Polar’s chief executive, Lorenzo Mendoza, has been demanding for months that the nation’s socialist government allow his corporation access to dollars for buying malted barley and other necessary goods to make beer. President Nicolás Maduro controls all private access to dollars, and with Venezuela suffering the world’s worst inflation rate, it is nearly impossible for companies to import products using the national bolívar currency. Maduro has denied Polar access to the money, and its international suppliers have run out of patience waiting for payments.

Mendoza has lamented that socialist laws prevent him from legally acquiring dollars through any supplier but the government. “Without approval and a supply of [foreign] currency to the suppliers, the company doesn’t have a way to operate… The company cannot go out and buy currency anywhere because it’s against the law,” the Wall Street Journal quotes him as saying.

Maduro has threatened to “reclaim,” or seize, the Polar company, which also produces soft drinks and some food products, if they shut down production plants, calling the shutdown a crime. His only publicly produced solution has been for Mendoza to supply his corporation with locally-produced malted barley instead of importing it, which is impossible due to Venezuela’s inhospitable climate for barley.

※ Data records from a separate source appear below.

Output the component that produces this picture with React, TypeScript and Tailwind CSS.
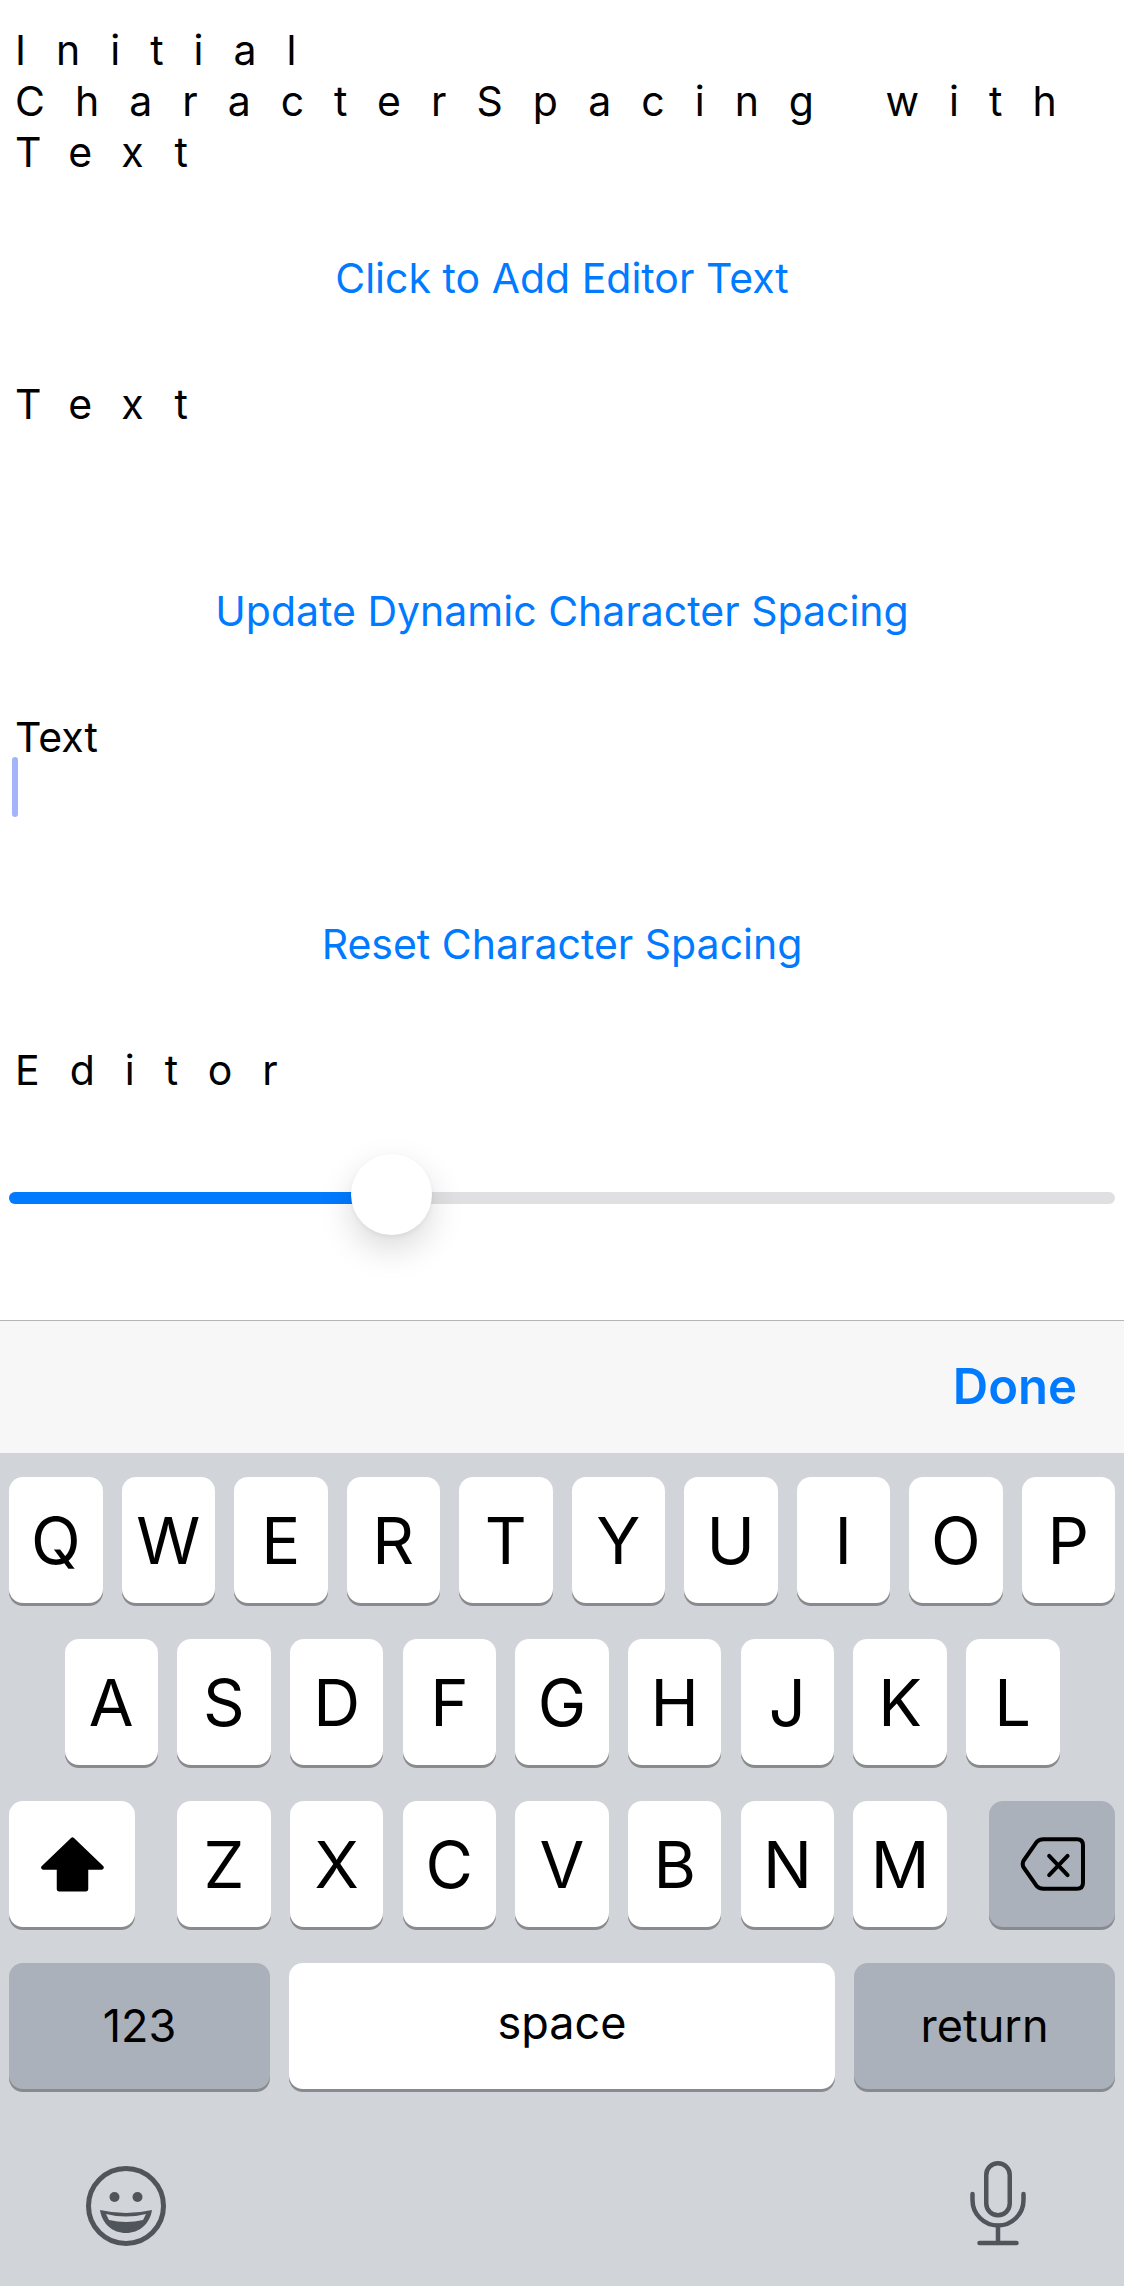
import React from "react";

const rows = [
  ["Q", "W", "E", "R", "T", "Y", "U", "I", "O", "P"],
  ["A", "S", "D", "F", "G", "H", "J", "K", "L"],
  ["Z", "X", "C", "V", "B", "N", "M"],
];

const keyBase = "flex items-center justify-center rounded-[14px] shadow-[0_3px_0_#898a8d] text-black";

function LetterKey({ label }: { label: string }) {
  return <div className={`${keyBase} w-[93.5px] h-[126px] bg-white text-[65px] leading-none`}>{label}</div>;
}

function ShiftIcon() {
  return (
    <svg width="63" height="55" viewBox="0 0 190 164">
      <path d="M95 7 L7 91 H54 V157 H136 V91 H183 Z" fill="#000" stroke="#000" strokeWidth="13" strokeLinejoin="round" />
    </svg>
  );
}

function DeleteIcon() {
  return (
    <svg width="65" height="54" viewBox="0 0 194 160">
      <path
        d="M70 6 H170 Q188 6 188 24 V136 Q188 154 170 154 H70 Q58 154 50 146 L12 92 Q4 80 12 68 L50 14 Q58 6 70 6 Z"
        fill="none"
        stroke="#000"
        strokeWidth="12"
        strokeLinejoin="round"
      />
      <path d="M87 56 L142 113 M142 56 L87 113" stroke="#000" strokeWidth="12" strokeLinecap="round" />
    </svg>
  );
}

function EmojiIcon() {
  return (
    <svg width="80" height="80" viewBox="0 0 80 80" className="mt-[5px]">
      <circle cx="40" cy="40" r="37.5" fill="none" stroke="#50555c" strokeWidth="5" />
      <circle cx="28.5" cy="31" r="5" fill="#50555c" />
      <circle cx="51.5" cy="31" r="5" fill="#50555c" />
      <path d="M14 44 Q40 50 66 44 C64 58 53 67 40 67 C27 67 16 58 14 44 Z" fill="#50555c" />
      <path d="M20 48 Q40 53 60 48 L57 54 Q40 58 23 54 Z" fill="#d1d4d9" />
    </svg>
  );
}

function MicIcon() {
  return (
    <svg width="56" height="85" viewBox="0 0 56 85" fill="none" stroke="#50555c" strokeWidth="4.5" strokeLinecap="round">
      <rect x="16.25" y="2.25" width="23.5" height="52" rx="11.75" />
      <path d="M2.5 33 V39 A25.5 25.5 0 0 0 53.5 39 V33" />
      <path d="M28 65 V82 M9.5 82 H46.5" />
    </svg>
  );
}

export default function App() {
  const label = "text-[41px] leading-[51px] tracking-[30px] text-black";
  const action = "h-[60px] flex items-center justify-center text-[41px] text-[#007aff]";

  return (
    <div className="w-[1124px] h-[2286px] flex flex-col bg-white font-['Inter',sans-serif] overflow-hidden">
      <div className="flex-1 flex flex-col">
        <p className={`${label} pt-[25px] px-[15px]`}>Initial CharacterSpacing with Text</p>

        <div className="flex flex-col gap-[152px] pt-[71px]">
          <div>
            <div className={action}>Click to Add Editor Text</div>
            <p className={`${label} mt-[70px] px-[15px]`}>Text</p>
          </div>
          <div>
            <div className={action}>Update Dynamic Character Spacing</div>
            <div className="relative mt-[70px] px-[15px]">
              <p className="text-[41px] leading-[51px] text-black">Text</p>
              <div className="absolute left-[12px] top-[45px] w-[6px] h-[60px] rounded-full bg-[#a2b5f9]" />
            </div>
          </div>
          <div>
            <div className={action}>Reset Character Spacing</div>
            <p className={`${label} mt-[70px] px-[15px]`}>Editor</p>
          </div>
        </div>

        <div className="relative h-[81px] mt-[58px] mx-[9px] flex items-center">
          <div className="w-full h-[12px] mt-[7px] flex rounded-full overflow-hidden bg-[#e0e0e2]">
            <div className="w-[350px] bg-[#007aff]" />
          </div>
          <div className="absolute left-[342px] top-0 w-[81px] h-[81px] rounded-full bg-white shadow-[0_14px_34px_rgba(0,0,0,0.15),0_2px_5px_rgba(0,0,0,0.05)]" />
        </div>
      </div>

      <div className="h-[133px] shrink-0 border-t border-[#b5b5b7] bg-[#f7f7f7] flex items-center justify-end pr-[47px]">
        <span className="text-[49px] font-semibold text-[#007aff]">Done</span>
      </div>

      <div className="h-[833px] shrink-0 bg-[#d1d4d9] flex flex-col pt-[24px] px-[9px]">
        <div className="flex justify-between">
          {rows[0].map((k) => (
            <LetterKey key={k} label={k} />
          ))}
        </div>

        <div className="flex justify-center gap-[19.2px] mt-[36px]">
          {rows[1].map((k) => (
            <LetterKey key={k} label={k} />
          ))}
        </div>

        <div className="flex justify-between mt-[36px]">
          <div className={`${keyBase} w-[126px] h-[126px] bg-white`}>
            <ShiftIcon />
          </div>
          <div className="flex gap-[19.2px]">
            {rows[2].map((k) => (
              <LetterKey key={k} label={k} />
            ))}
          </div>
          <div className={`${keyBase} w-[126px] h-[126px] bg-[#abb1bb]`}>
            <DeleteIcon />
          </div>
        </div>

        <div className="flex justify-between mt-[36px]">
          <div className={`${keyBase} w-[261px] h-[126px] bg-[#abb1bb] text-[45px]`}>123</div>
          <div className={`${keyBase} w-[546px] h-[126px] bg-white text-[45px] pb-[6px]`}>space</div>
          <div className={`${keyBase} w-[261px] h-[126px] bg-[#abb1bb] text-[45px]`}>return</div>
        </div>

        <div className="flex justify-between items-start mt-[72px] pl-[77px] pr-[89px]">
          <EmojiIcon />
          <MicIcon />
        </div>
      </div>
    </div>
  );
}
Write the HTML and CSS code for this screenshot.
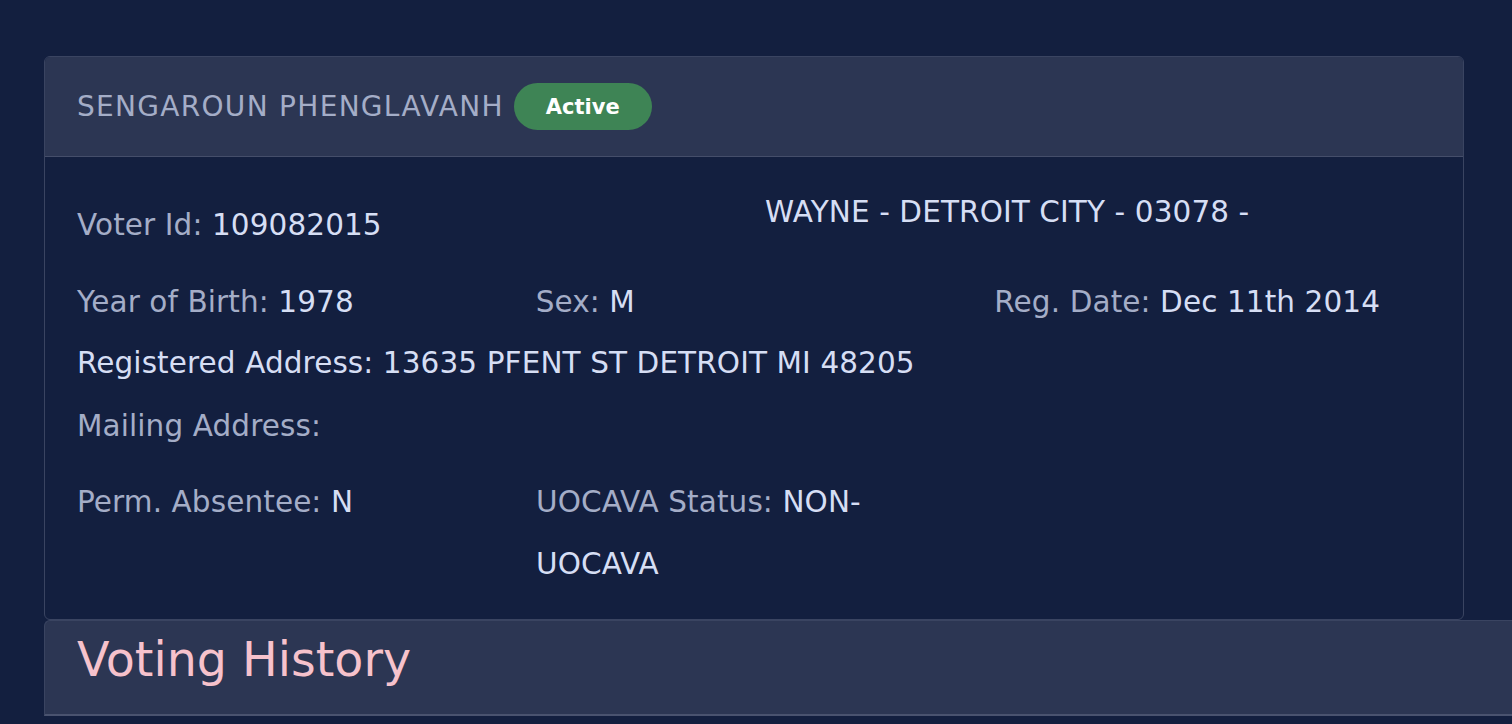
FILE: index.html
```html
<!DOCTYPE html>
<html lang="en">
<head>
<meta charset="utf-8">
<title>Voter</title>
<link rel="stylesheet" href="styles.css">
</head>
<body>
<main class="page">
  <section class="card">
    <header class="card-header">
      <span class="name">SENGAROUN PHENGLAVANH</span>
      <span class="badge">Active</span>
    </header>
    <div class="card-body">
      <div class="row row-id">
        <div class="col half id-col"><span class="label">Voter Id:</span> <span class="value">109082015</span></div>
        <div class="col half"><span class="value">WAYNE - DETROIT CITY - 03078 -</span></div>
      </div>
      <div class="row row-birth">
        <div class="col third"><span class="label">Year of Birth:</span> <span class="value">1978</span></div>
        <div class="col third"><span class="label">Sex:</span> <span class="value">M</span></div>
        <div class="col third"><span class="label">Reg. Date:</span> <span class="value">Dec 11th 2014</span></div>
      </div>
      <div class="row row-address">
        <div class="col full bright">Registered Address: 13635 PFENT ST DETROIT MI 48205</div>
      </div>
      <div class="row row-mail">
        <div class="col full"><span class="label">Mailing Address:</span></div>
      </div>
      <div class="row row-absentee">
        <div class="col third"><span class="label">Perm. Absentee:</span> <span class="value">N</span></div>
        <div class="col third uocava"><span class="label">UOCAVA Status:</span> <span class="value">NON-</span><span class="value">UOCAVA</span></div>
      </div>
    </div>
  </section>
  <section class="history">
    <h2 class="history-title">Voting History</h2>
  </section>
</main>
</body>
</html>
```
FILE: styles.css
```css
html, body {
  margin: 0;
  padding: 0;
  background: #131f3f;
  overflow: hidden;
  height: 100%;
}

body {
  font-family: "DejaVu Sans", "Open Sans", sans-serif;
  color: #d6def4;
}

.page {
  padding: 56px 0 0 44px;
}

.card {
  width: 1420px;
  box-sizing: border-box;
  border: 1px solid #3a4461;
  border-radius: 6px;
  background: #131f3f;
  overflow: hidden;
}

.card-header {
  height: 100px;
  box-sizing: border-box;
  background: #2c3653;
  border-bottom: 1px solid #454e6a;
  display: flex;
  align-items: center;
  padding-left: 32px;
}

.name {
  font-size: 28px;
  letter-spacing: 1.3px;
  color: #a4adc7;
  margin-bottom: 1px;
}

.badge {
  margin-left: 10px;
  height: 47px;
  padding: 0 32px;
  border-radius: 24px;
  background: #3e8455;
  color: #ffffff;
  font-size: 21px;
  font-weight: 700;
  display: flex;
  align-items: center;
}

.card-body {
  padding: 35px 10px 24px 32px;
  font-size: 29.5px;
  line-height: 40px;
  letter-spacing: 0.1px;
}

.row {
  display: flex;
}

.col.half { width: 688px; }
.col.third { width: 459px; }
.col.full { width: 100%; }

.id-col { margin-top: 13px; }

.label { color: #a4adc7; }
.value { color: #d6def4; }
.bright { color: #d6def4; }

.row-birth { margin-top: 37px; }
.row-address { margin-top: 21px; }
.row-mail { margin-top: 23px; }
.row-absentee { margin-top: 25px; line-height: 62px; }

.col.uocava {
  width: 459px;
  padding-right: 50px;
  box-sizing: border-box;
}

.history {
  margin-top: 0;
  width: 1520px;
  height: 96px;
  box-sizing: border-box;
  background: #2c3653;
  border-top: 1px solid #3a4461;
  border-left: 1px solid #3a4461;
  border-bottom: 2px solid #4a536f;
  border-top-left-radius: 6px;
  padding: 11px 0 0 32px;
}

.history-title {
  margin: 0;
  font-size: 47.5px;
  line-height: 56px;
  font-weight: 400;
  color: #f6c2cc;
}
```
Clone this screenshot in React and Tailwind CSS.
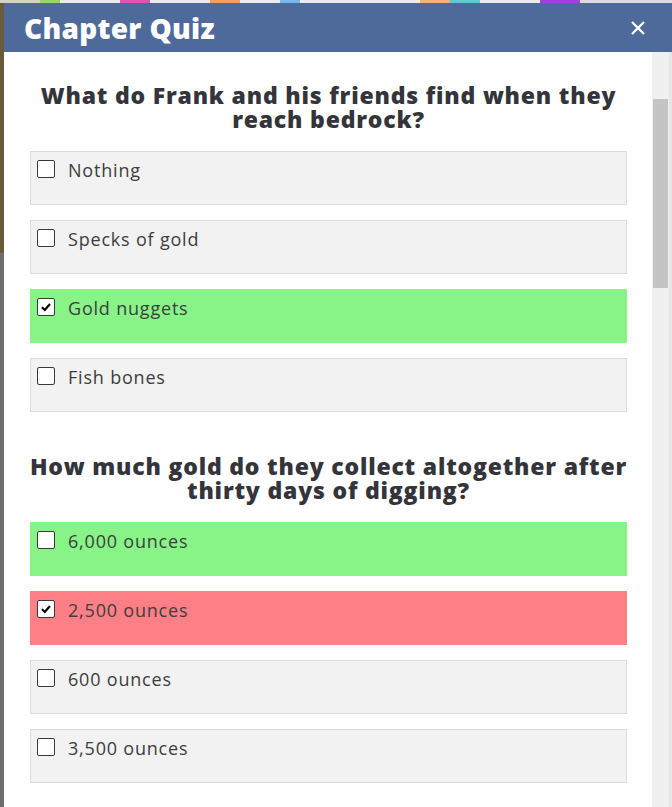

Maduro has deemed Mendoza a “class enemy” and “head bigwig” due to Polar’s financial success in its 75-year history. Mendoza initially reacted to these attacks by penning an open letter to Maduro offering to negotiate with the government for access to dollars in April 2015, but his warnings that the company would soon run out of raw materials to make beer was ignored.

The shutdown affects 10,000 workers, with the company warning that they may have to dismiss up to 300,000 workers. What’s more, as the second-largest beer producer in the country, Regional Beer, is so small it would only be able to replace up to 20 percent of the market’s beer supply at full production speed, Venezuelans are likely to be left without beer indefinitely.

The lack of beer has forced the government to add whiskey to the list of rationed goods, which currently includes a variety of basic grocery items such as milk, vegetable oil, flour, toilet paper, and laundry detergent.

Former Polar plant workers who no longer have a source of income have taken to the streets of their relative cities, driving empty distribution trucks and forming vehicle caravans to block roads in protest.

“Our heart is the nation/We are part of the solution.”

“Today it is Polar Beer, tomorrow it could be your business.”

“This truck is empty because the government has taken its prime materials, but it is still full of will and effort.”

Beer joins hundreds of medications, birth control pills, breast implants, and most foods on the list of items Venezuelans either have absolutely no access to or must toil on six-hour grocery lines to acquire in rationed portions.